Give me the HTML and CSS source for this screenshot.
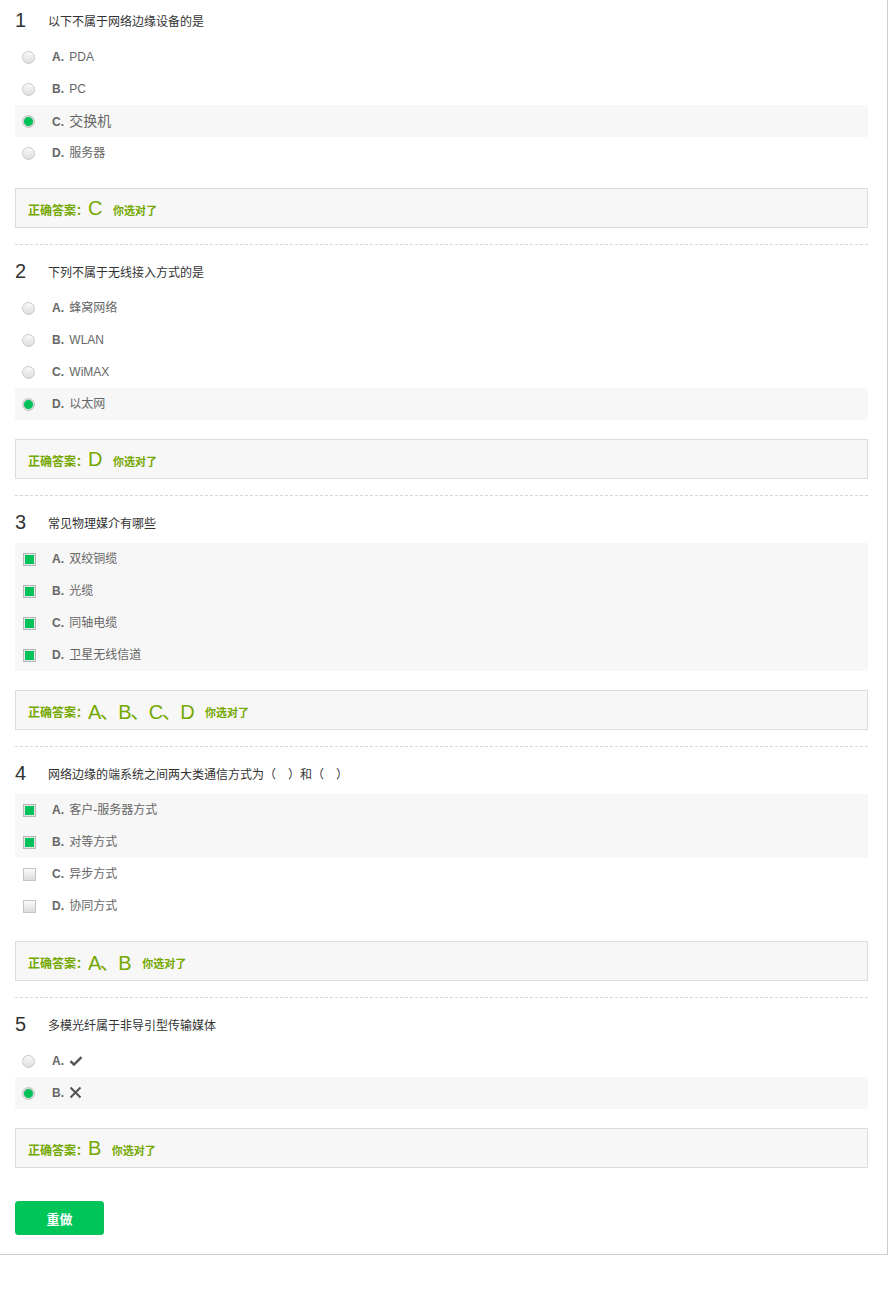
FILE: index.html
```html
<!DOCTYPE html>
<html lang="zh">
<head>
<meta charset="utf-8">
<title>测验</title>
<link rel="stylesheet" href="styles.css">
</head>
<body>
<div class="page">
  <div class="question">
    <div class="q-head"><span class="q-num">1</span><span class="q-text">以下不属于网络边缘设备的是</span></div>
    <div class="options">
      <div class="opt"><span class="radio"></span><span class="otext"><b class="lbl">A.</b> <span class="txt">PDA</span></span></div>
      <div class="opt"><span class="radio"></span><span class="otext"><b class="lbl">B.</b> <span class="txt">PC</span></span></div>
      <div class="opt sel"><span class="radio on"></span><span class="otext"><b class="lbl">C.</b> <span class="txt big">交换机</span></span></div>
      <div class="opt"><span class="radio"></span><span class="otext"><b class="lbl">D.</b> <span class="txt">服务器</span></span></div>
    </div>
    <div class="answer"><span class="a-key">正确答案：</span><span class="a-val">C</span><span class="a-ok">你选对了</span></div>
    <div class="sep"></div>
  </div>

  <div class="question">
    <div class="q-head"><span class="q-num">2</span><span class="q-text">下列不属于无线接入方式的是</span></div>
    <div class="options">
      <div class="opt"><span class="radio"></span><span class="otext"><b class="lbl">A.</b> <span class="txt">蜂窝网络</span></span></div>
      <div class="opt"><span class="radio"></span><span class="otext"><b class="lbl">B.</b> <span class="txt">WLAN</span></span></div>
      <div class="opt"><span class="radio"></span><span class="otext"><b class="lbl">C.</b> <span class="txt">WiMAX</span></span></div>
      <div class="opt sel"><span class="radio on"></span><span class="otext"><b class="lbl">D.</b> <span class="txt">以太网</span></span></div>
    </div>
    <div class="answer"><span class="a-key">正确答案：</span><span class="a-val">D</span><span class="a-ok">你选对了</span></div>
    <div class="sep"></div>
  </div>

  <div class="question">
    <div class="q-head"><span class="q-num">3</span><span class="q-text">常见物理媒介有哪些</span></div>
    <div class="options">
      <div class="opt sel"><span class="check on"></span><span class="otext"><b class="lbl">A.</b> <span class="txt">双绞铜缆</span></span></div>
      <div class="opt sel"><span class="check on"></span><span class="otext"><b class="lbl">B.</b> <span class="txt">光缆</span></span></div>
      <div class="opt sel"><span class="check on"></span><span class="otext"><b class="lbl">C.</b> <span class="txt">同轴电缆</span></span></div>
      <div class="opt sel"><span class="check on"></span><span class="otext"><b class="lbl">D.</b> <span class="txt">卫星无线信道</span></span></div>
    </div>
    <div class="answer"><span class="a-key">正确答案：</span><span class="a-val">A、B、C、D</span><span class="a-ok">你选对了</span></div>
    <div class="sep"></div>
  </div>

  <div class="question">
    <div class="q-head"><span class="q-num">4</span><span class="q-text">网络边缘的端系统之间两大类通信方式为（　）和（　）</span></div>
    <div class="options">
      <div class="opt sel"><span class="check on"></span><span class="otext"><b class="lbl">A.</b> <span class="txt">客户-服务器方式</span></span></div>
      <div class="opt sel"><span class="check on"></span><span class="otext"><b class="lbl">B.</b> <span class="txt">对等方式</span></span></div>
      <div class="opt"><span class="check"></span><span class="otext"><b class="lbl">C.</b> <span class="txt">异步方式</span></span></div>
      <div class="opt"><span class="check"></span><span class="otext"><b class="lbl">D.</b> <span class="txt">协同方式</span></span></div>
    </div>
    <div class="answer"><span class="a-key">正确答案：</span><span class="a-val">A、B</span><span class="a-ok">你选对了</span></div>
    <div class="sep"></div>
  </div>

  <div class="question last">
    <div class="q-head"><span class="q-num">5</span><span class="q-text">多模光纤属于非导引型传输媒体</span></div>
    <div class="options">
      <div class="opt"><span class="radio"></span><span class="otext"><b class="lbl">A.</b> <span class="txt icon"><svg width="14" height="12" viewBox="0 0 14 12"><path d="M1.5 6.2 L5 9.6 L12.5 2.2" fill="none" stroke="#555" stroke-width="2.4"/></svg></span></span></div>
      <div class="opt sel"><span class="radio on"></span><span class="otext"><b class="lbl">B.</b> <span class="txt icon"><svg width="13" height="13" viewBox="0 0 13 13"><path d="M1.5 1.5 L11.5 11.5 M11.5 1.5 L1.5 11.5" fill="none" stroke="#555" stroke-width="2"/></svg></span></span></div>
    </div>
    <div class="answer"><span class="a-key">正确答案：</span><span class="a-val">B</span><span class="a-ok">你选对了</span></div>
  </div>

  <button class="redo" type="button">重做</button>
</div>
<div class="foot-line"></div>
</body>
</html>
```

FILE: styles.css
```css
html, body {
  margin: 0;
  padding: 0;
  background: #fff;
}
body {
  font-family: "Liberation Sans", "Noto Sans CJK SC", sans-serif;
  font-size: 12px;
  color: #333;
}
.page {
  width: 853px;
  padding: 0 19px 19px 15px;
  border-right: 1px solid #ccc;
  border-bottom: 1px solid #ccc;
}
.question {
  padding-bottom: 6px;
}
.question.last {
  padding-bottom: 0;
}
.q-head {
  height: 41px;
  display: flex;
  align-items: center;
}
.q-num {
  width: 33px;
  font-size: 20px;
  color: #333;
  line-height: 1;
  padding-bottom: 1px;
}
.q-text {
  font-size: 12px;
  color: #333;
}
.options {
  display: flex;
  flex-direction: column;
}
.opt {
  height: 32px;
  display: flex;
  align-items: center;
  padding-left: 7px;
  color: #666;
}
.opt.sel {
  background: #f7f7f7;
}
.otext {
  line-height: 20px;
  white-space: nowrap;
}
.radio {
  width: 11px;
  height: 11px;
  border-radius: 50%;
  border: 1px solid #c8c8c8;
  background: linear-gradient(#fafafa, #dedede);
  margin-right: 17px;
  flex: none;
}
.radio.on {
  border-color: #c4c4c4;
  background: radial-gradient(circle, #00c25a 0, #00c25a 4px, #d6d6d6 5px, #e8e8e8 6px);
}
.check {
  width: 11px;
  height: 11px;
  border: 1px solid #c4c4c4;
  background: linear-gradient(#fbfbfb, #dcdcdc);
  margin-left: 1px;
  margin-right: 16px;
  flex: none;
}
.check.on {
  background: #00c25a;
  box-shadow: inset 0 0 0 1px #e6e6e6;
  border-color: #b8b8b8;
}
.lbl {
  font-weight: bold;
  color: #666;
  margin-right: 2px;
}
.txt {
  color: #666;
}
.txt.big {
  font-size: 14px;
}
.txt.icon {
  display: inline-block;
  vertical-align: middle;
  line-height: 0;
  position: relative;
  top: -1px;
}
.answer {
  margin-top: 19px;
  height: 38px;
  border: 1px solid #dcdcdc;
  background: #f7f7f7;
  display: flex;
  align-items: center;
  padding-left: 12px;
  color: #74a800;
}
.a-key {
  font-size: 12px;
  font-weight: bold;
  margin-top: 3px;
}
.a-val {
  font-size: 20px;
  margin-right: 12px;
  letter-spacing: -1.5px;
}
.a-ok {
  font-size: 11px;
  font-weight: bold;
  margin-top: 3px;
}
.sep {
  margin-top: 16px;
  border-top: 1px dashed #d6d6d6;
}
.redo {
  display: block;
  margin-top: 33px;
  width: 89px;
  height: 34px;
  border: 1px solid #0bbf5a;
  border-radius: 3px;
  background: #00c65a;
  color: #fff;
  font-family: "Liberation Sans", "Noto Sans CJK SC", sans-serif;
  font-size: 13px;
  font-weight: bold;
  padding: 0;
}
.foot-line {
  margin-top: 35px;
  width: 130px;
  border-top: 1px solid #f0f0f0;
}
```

• • • • • • •

→ WRITTEN PROBLEM
Leave every image out, and retype the material exactly.

→ RESPONSE FOR THIS EXERCISE
Give me the HTML and CSS source for this screenshot.
FILE: index.html
```html
<!DOCTYPE html>
<html lang="zh">
<head>
<meta charset="utf-8">
<title>测验</title>
<link rel="stylesheet" href="styles.css">
</head>
<body>
<div class="page">
  <div class="question">
    <div class="q-head"><span class="q-num">1</span><span class="q-text">以下不属于网络边缘设备的是</span></div>
    <div class="options">
      <div class="opt"><span class="radio"></span><span class="otext"><b class="lbl">A.</b> <span class="txt">PDA</span></span></div>
      <div class="opt"><span class="radio"></span><span class="otext"><b class="lbl">B.</b> <span class="txt">PC</span></span></div>
      <div class="opt sel"><span class="radio on"></span><span class="otext"><b class="lbl">C.</b> <span class="txt big">交换机</span></span></div>
      <div class="opt"><span class="radio"></span><span class="otext"><b class="lbl">D.</b> <span class="txt">服务器</span></span></div>
    </div>
    <div class="answer"><span class="a-key">正确答案：</span><span class="a-val">C</span><span class="a-ok">你选对了</span></div>
    <div class="sep"></div>
  </div>

  <div class="question">
    <div class="q-head"><span class="q-num">2</span><span class="q-text">下列不属于无线接入方式的是</span></div>
    <div class="options">
      <div class="opt"><span class="radio"></span><span class="otext"><b class="lbl">A.</b> <span class="txt">蜂窝网络</span></span></div>
      <div class="opt"><span class="radio"></span><span class="otext"><b class="lbl">B.</b> <span class="txt">WLAN</span></span></div>
      <div class="opt"><span class="radio"></span><span class="otext"><b class="lbl">C.</b> <span class="txt">WiMAX</span></span></div>
      <div class="opt sel"><span class="radio on"></span><span class="otext"><b class="lbl">D.</b> <span class="txt">以太网</span></span></div>
    </div>
    <div class="answer"><span class="a-key">正确答案：</span><span class="a-val">D</span><span class="a-ok">你选对了</span></div>
    <div class="sep"></div>
  </div>

  <div class="question">
    <div class="q-head"><span class="q-num">3</span><span class="q-text">常见物理媒介有哪些</span></div>
    <div class="options">
      <div class="opt sel"><span class="check on"></span><span class="otext"><b class="lbl">A.</b> <span class="txt">双绞铜缆</span></span></div>
      <div class="opt sel"><span class="check on"></span><span class="otext"><b class="lbl">B.</b> <span class="txt">光缆</span></span></div>
      <div class="opt sel"><span class="check on"></span><span class="otext"><b class="lbl">C.</b> <span class="txt">同轴电缆</span></span></div>
      <div class="opt sel"><span class="check on"></span><span class="otext"><b class="lbl">D.</b> <span class="txt">卫星无线信道</span></span></div>
    </div>
    <div class="answer"><span class="a-key">正确答案：</span><span class="a-val">A、B、C、D</span><span class="a-ok">你选对了</span></div>
    <div class="sep"></div>
  </div>

  <div class="question">
    <div class="q-head"><span class="q-num">4</span><span class="q-text">网络边缘的端系统之间两大类通信方式为（　）和（　）</span></div>
    <div class="options">
      <div class="opt sel"><span class="check on"></span><span class="otext"><b class="lbl">A.</b> <span class="txt">客户-服务器方式</span></span></div>
      <div class="opt sel"><span class="check on"></span><span class="otext"><b class="lbl">B.</b> <span class="txt">对等方式</span></span></div>
      <div class="opt"><span class="check"></span><span class="otext"><b class="lbl">C.</b> <span class="txt">异步方式</span></span></div>
      <div class="opt"><span class="check"></span><span class="otext"><b class="lbl">D.</b> <span class="txt">协同方式</span></span></div>
    </div>
    <div class="answer"><span class="a-key">正确答案：</span><span class="a-val">A、B</span><span class="a-ok">你选对了</span></div>
    <div class="sep"></div>
  </div>

  <div class="question last">
    <div class="q-head"><span class="q-num">5</span><span class="q-text">多模光纤属于非导引型传输媒体</span></div>
    <div class="options">
      <div class="opt"><span class="radio"></span><span class="otext"><b class="lbl">A.</b> <span class="txt icon"><svg width="14" height="12" viewBox="0 0 14 12"><path d="M1.5 6.2 L5 9.6 L12.5 2.2" fill="none" stroke="#555" stroke-width="2.4"/></svg></span></span></div>
      <div class="opt sel"><span class="radio on"></span><span class="otext"><b class="lbl">B.</b> <span class="txt icon"><svg width="13" height="13" viewBox="0 0 13 13"><path d="M1.5 1.5 L11.5 11.5 M11.5 1.5 L1.5 11.5" fill="none" stroke="#555" stroke-width="2"/></svg></span></span></div>
    </div>
    <div class="answer"><span class="a-key">正确答案：</span><span class="a-val">B</span><span class="a-ok">你选对了</span></div>
  </div>

  <button class="redo" type="button">重做</button>
</div>
<div class="foot-line"></div>
</body>
</html>
```

FILE: styles.css
```css
html, body {
  margin: 0;
  padding: 0;
  background: #fff;
}
body {
  font-family: "Liberation Sans", "Noto Sans CJK SC", sans-serif;
  font-size: 12px;
  color: #333;
}
.page {
  width: 853px;
  padding: 0 19px 19px 15px;
  border-right: 1px solid #ccc;
  border-bottom: 1px solid #ccc;
}
.question {
  padding-bottom: 6px;
}
.question.last {
  padding-bottom: 0;
}
.q-head {
  height: 41px;
  display: flex;
  align-items: center;
}
.q-num {
  width: 33px;
  font-size: 20px;
  color: #333;
  line-height: 1;
  padding-bottom: 1px;
}
.q-text {
  font-size: 12px;
  color: #333;
}
.options {
  display: flex;
  flex-direction: column;
}
.opt {
  height: 32px;
  display: flex;
  align-items: center;
  padding-left: 7px;
  color: #666;
}
.opt.sel {
  background: #f7f7f7;
}
.otext {
  line-height: 20px;
  white-space: nowrap;
}
.radio {
  width: 11px;
  height: 11px;
  border-radius: 50%;
  border: 1px solid #c8c8c8;
  background: linear-gradient(#fafafa, #dedede);
  margin-right: 17px;
  flex: none;
}
.radio.on {
  border-color: #c4c4c4;
  background: radial-gradient(circle, #00c25a 0, #00c25a 4px, #d6d6d6 5px, #e8e8e8 6px);
}
.check {
  width: 11px;
  height: 11px;
  border: 1px solid #c4c4c4;
  background: linear-gradient(#fbfbfb, #dcdcdc);
  margin-left: 1px;
  margin-right: 16px;
  flex: none;
}
.check.on {
  background: #00c25a;
  box-shadow: inset 0 0 0 1px #e6e6e6;
  border-color: #b8b8b8;
}
.lbl {
  font-weight: bold;
  color: #666;
  margin-right: 2px;
}
.txt {
  color: #666;
}
.txt.big {
  font-size: 14px;
}
.txt.icon {
  display: inline-block;
  vertical-align: middle;
  line-height: 0;
  position: relative;
  top: -1px;
}
.answer {
  margin-top: 19px;
  height: 38px;
  border: 1px solid #dcdcdc;
  background: #f7f7f7;
  display: flex;
  align-items: center;
  padding-left: 12px;
  color: #74a800;
}
.a-key {
  font-size: 12px;
  font-weight: bold;
  margin-top: 3px;
}
.a-val {
  font-size: 20px;
  margin-right: 12px;
  letter-spacing: -1.5px;
}
.a-ok {
  font-size: 11px;
  font-weight: bold;
  margin-top: 3px;
}
.sep {
  margin-top: 16px;
  border-top: 1px dashed #d6d6d6;
}
.redo {
  display: block;
  margin-top: 33px;
  width: 89px;
  height: 34px;
  border: 1px solid #0bbf5a;
  border-radius: 3px;
  background: #00c65a;
  color: #fff;
  font-family: "Liberation Sans", "Noto Sans CJK SC", sans-serif;
  font-size: 13px;
  font-weight: bold;
  padding: 0;
}
.foot-line {
  margin-top: 35px;
  width: 130px;
  border-top: 1px solid #f0f0f0;
}
```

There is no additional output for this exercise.